Toutefois, le vrai danger réside aujourd'hui dans le piratage des films. Selon l'Association de lutte contre la piraterie audiovisuelle, en 2015, 13,5 millions d'internautes ont consommé des vidéos de films illégales, que ce soit en streaming ou en téléchargement.

La signature de la Charte des bonnes pratiques entre annonceurs, professionnels de la publicité et représentants d'ayants droit, qui vise à exclure les sites pirates de leurs relations commerciales et à les priver de recettes publicitaires, ne produira que des effets limités car elle ne permettra pas d'atteindre des sites domiciliés à l'étranger. La dissuasion passe par la mise en oeuvre de réelles sanctions.

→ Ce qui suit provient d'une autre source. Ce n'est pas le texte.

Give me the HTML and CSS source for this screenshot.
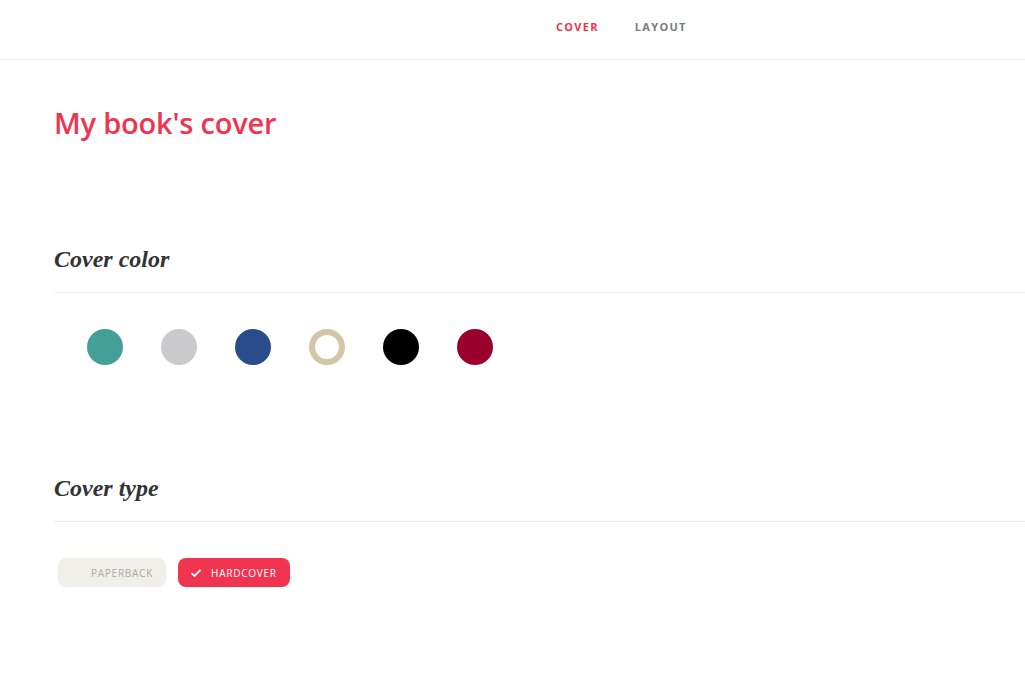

Pour conclure, je soulignerai que l'engouement des Français pour la sortie au cinéma ne faiblit pas. Ce n'est pas la première fois que la salle de cinéma doit relever le défi d'innovations technologiques. Donnée moribonde avec l'arrivée de la télévision et du magnétoscope, elle a su résister. Les bons chiffres de la fréquentation du jeune public sont particulièrement encourageants : 22 % des spectateurs sont âgés de moins de quatorze ans et presque 20 % d'entre eux ont entre quinze et vingt-quatre ans. L'éducation à l'image doit être encouragée. Dans une société de plus en plus individualiste, la séance de cinéma reste un moment de convivialité et de partage.

L'une de nos grandes actrices françaises, Isabelle Huppert, définit le cinéma comme « un art beaucoup plus périssable que les pyramides ». Aujourd'hui, c'est à nous, législateurs, d'en prendre conscience et de mettre en place des politiques publiques afin d'agir efficacement pour sa conservation, son développement et son rayonnement international.